Poniżej zamieszamy naszą nową publikację dotyczącą zdalnego odbywania zgromadzeń wspólników w spółkach z oo. w sytuacji Covid-19
The outbreak of the covid -19 virus pan-epidemic has forced people to remain at home and conduct work remotely in these strange times. Governments have issued policies asking citizens to observe social distance rules and to avoid gathering together. In addition, swathes of populations endure lockdowns and self–isolations. All these newly introduced measures to fight against the coronavirus also limit the possibility of holding meetings of shareholders within companies in person. The question arises as to whether the conduct of digital meetings by using modern techniques such Skype and video conferencing are permitted by Polish company law.

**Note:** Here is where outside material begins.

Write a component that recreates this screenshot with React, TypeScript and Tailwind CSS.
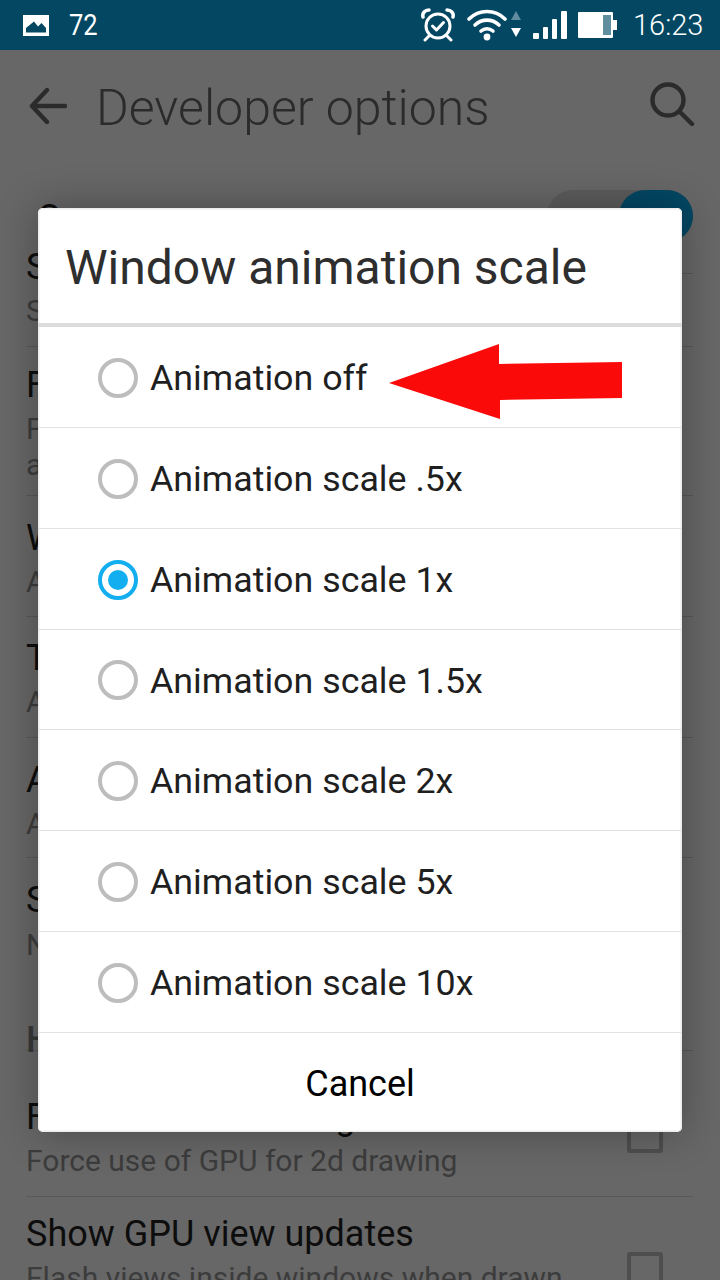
const sans = 'font-["Roboto",sans-serif]';

const scales = [
  'Animation off',
  'Animation scale .5x',
  'Animation scale 1x',
  'Animation scale 1.5x',
  'Animation scale 2x',
  'Animation scale 5x',
  'Animation scale 10x',
];

function StatusBar() {
  return (
    <div className="flex h-[50px] items-center bg-[#034763] text-white">
      <svg width="26" height="21" viewBox="0 0 26 21" className="ml-[23px]">
        <path fillRule="evenodd" fill="#fff" d="M0 0h26v21H0z M3 17.5h20V13l-4.5-5-3.5 3.5L11 6.5 3 13z" />
      </svg>
      <span className="ml-[20px] w-[31px] origin-left scale-x-[0.85] text-[30px] leading-none font-normal">72</span>
      <svg width="36" height="34" viewBox="0 0 36 34" className="ml-[321px]" fill="none" stroke="#fff" strokeWidth="3" strokeLinecap="round" strokeLinejoin="round">
        <circle cx="17" cy="18" r="12" />
        <path d="M11.5 18l4 4 7-7.5" />
        <path d="M2 9c-1-4 2-7 6-7M32 9c1-4-2-7-6-7" strokeWidth="3.5" />
        <path d="M8 28l-4 4M26 28l4 4" />
      </svg>
      <svg width="40" height="34" viewBox="0 0 40 34" className="ml-[10px]" fill="none" stroke="#fff" strokeWidth="3.6" strokeLinecap="round">
        <path d="M2 11c10-10 26-10 36 0" />
        <path d="M8 17c7-6.500 17-6.500 24 0" />
        <path d="M14 23c3.500-3 8.500-3 12 0" />
        <circle cx="20" cy="29" r="3.400" fill="#fff" stroke="none" />
      </svg>
      <svg width="12" height="28" viewBox="0 0 12 28" className="ml-[3px]">
        <path d="M6 0l5 9H1z" fill="#5f8c9f" />
        <path d="M1 17h10l-5 9z" fill="#fff" />
      </svg>
      <svg width="34" height="30" viewBox="0 0 34 30" className="ml-[11px]" fill="#fff">
        <rect x="0" y="23" width="6" height="6" rx="1" />
        <rect x="10" y="17" width="5" height="12" rx="1" />
        <rect x="19" y="9" width="5" height="20" rx="1" />
        <rect x="28" y="1" width="6" height="28" rx="1" />
      </svg>
      <svg width="40" height="26" viewBox="0 0 40 26" className="ml-[11px]">
        <rect x="0" y="0" width="35" height="26" rx="1" fill="#fff" />
        <rect x="25" y="3" width="8" height="20" fill="#5f8f9f" />
        <rect x="35" y="8" width="4" height="10" fill="#fff" />
      </svg>
      <span className="ml-[15px] text-[29px] leading-none font-light">16:23</span>
    </div>
  );
}

function Toolbar() {
  return (
    <div className="flex h-[112px] items-center text-[#2b2b2b]">
      <svg width="38" height="38" viewBox="0 0 38 38" className="ml-[29px]" fill="none" stroke="currentColor" strokeWidth="4.400" strokeLinecap="round" strokeLinejoin="round">
        <path d="M3 19h33M18 3L3 19l15 16" />
      </svg>
      <span className="mt-[4px] ml-[29px] text-[50px] leading-none font-light">Developer options</span>
      <svg width="48" height="48" viewBox="0 0 48 48" className="mr-[25px] mb-[4px] ml-auto" fill="none" stroke="currentColor" strokeWidth="4.400" strokeLinecap="round">
        <circle cx="21" cy="20" r="15.500" />
        <path d="M33 32l12 12" />
      </svg>
    </div>
  );
}

function Row({ title, lines, height, top, check }: { title: string; lines: string[]; height: string; top: string; check?: string }) {
  return (
    <div className={`relative border-b border-[#585858] ${height} ${top}`}>
      <div className="mb-[6px] text-[36px] leading-[40px] whitespace-nowrap text-[#0d0d0d]">{title}</div>
      {lines.map((line) => (
        <div key={line} className="text-[30px] leading-[36px] whitespace-nowrap text-[#3c3c3c]">
          {line}
        </div>
      ))}
      {check && <div className={`absolute right-[30px] h-[36px] w-[36px] rounded-[3px] border-4 border-[#4e4e4e] ${check}`} />}
    </div>
  );
}

function BackgroundList() {
  return (
    <div className="pr-[27px] pl-[26px]">
      <div className="relative h-[112px]">
        <span className="ml-[11px] block pt-[36px] text-[36px] leading-[40px] text-[#0d0d0d]">On</span>
        <div className="absolute top-[28px] right-0 flex h-[52px] w-[146px] justify-end rounded-full bg-[#5c5c5c]">
          <div className="h-[52px] w-[74px] rounded-full bg-[#034763]" />
        </div>
        <div className="absolute right-0 bottom-0 h-px w-[20px] bg-[#585858]" />
      </div>
      <div className="-mt-[27px]">
        <Row title="Show layout bounds" lines={['Show clip bounds, margins, etc.']} height="h-[100px]" top="pt-0" />
      </div>
      <Row title="Force RTL layout direction" lines={['Force screen layout direction to RTL for', 'all locales']} height="h-[149px]" top="pt-[18px]" />
      <Row title="Window animation scale" lines={['Animation scale 1x']} height="h-[121px]" top="pt-[22px]" />
      <Row title="Transition animation scale" lines={['Animation scale 1x']} height="h-[121px]" top="pt-[21px]" />
      <Row title="Animator duration scale" lines={['Animation scale 1x']} height="h-[120px]" top="pt-[22px]" />
      <div className="h-[193px] border-b border-[#585858] pt-[22px]">
        <div className="mb-[7px] text-[36px] leading-[40px] whitespace-nowrap text-[#0d0d0d]">Simulate secondary displays</div>
        <div className="text-[30px] leading-[36px] text-[#3c3c3c]">None</div>
        <div className="mt-[57px] text-[36px] leading-[40px] font-medium whitespace-nowrap text-[#383838]">Hardware accelerated rendering</div>
      </div>
      <Row title="Force GPU rendering" lines={['Force use of GPU for 2d drawing']} height="h-[146px]" top="pt-[46px]" check="top-[66px]" />
      <Row title="Show GPU view updates" lines={['Flash views inside windows when drawn']} height="h-[146px]" top="pt-[17px]" check="top-[55px]" />
    </div>
  );
}

function Radio({ checked }: { checked: boolean }) {
  return (
    <span className={`flex h-[40px] w-[40px] items-center justify-center rounded-full border-4 ${checked ? 'border-[#13aeef]' : 'border-[#bdbdbd]'}`}>
      {checked && <span className="h-[20px] w-[20px] rounded-full bg-[#13aeef]" />}
    </span>
  );
}

function ScaleDialog() {
  return (
    <div className="absolute top-[208px] left-[38px] w-[644px] overflow-hidden rounded-[5px] bg-white shadow-[0_0_40px_rgba(0,0,0,0.3),inset_0_0_0_1.5px_#ececec]">
      <div className="flex h-[119px] items-center border-b-4 border-[#dcdcdc] pt-[4px] pl-[27px] text-[48px] leading-none text-[#2e2e2e]">Window animation scale</div>
      {scales.map((label) => (
        <div key={label} className="flex h-[100.85px] items-center border-b-[1.5px] border-[#e2e2e2] pt-[2px] pl-[60px] text-[#1f1f1f]">
          <Radio checked={label === 'Animation scale 1x'} />
          <span className="mt-[2px] ml-[12px] text-[35.8px] leading-none">{label}</span>
        </div>
      ))}
      <div className="flex h-[99px] items-center justify-center pt-[4px] text-[36px] leading-none text-black">Cancel</div>
    </div>
  );
}

export default function App() {
  return (
    <div className={`relative h-[1280px] w-[720px] overflow-hidden bg-[#676767] ${sans}`}>
      <StatusBar />
      <Toolbar />
      <BackgroundList />
      <ScaleDialog />
      <svg width="240" height="80" viewBox="0 0 240 80" className="absolute top-[342px] left-[386px]">
        <path d="M3 41L113 2v20l123-2v36l-122 2v19z" fill="#fb0a0a" />
      </svg>
    </div>
  );
}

First of all, action by the shareholders normally binds the company only when taken in a regular or properly called meeting after (mostly written) notice including the agenda required by a company’s articles of association has been given. The manner of digitally held meetings for instance via a video conference which allows the shareholders communication without face to face presence is still rare and certainly not foreseen in many current texts of companies articles of associations. Furthermore, the Polish legislator already introduced a new act amending the Polish Commercial Companies Code at the beginning of September 2019 according to which participation in shareholders meetings of private limited companies could be conducted by using means of electronic communication including transmission of the meeting, two -way communication between shareholders and exercising of the voting in person or by proxy. However, the attending and transacting of business at such a digital meeting will only be allowed after articles of associations of companies have been tailored to the new regulation and this may cause problems. The change of the terms of these articles usually requires the form of a notary deed (e.g. within private limited liabilities companies) and this does certainly not serve the purpose of a meeting to be held in an emergency situation such as the outbreak of the current pandemic. If companies have failed to date to incorporate the aforementioned changes into their articles of associations under their authority and to prescribe the holding and voting at their meetings using for instance the internet, then it is often conceded as a general rule in many states, including Poland, that action approved informally by all shareholders will bind the company. Difficulties may occur if less than unanimous approval is given but in these trying times of the coronavirus pandemic any disapproval to holding a digital meeting might be regarded as a violation of the sort of fiduciary relationships between shareholders in privately held limited liabilities companies, not only in Poland.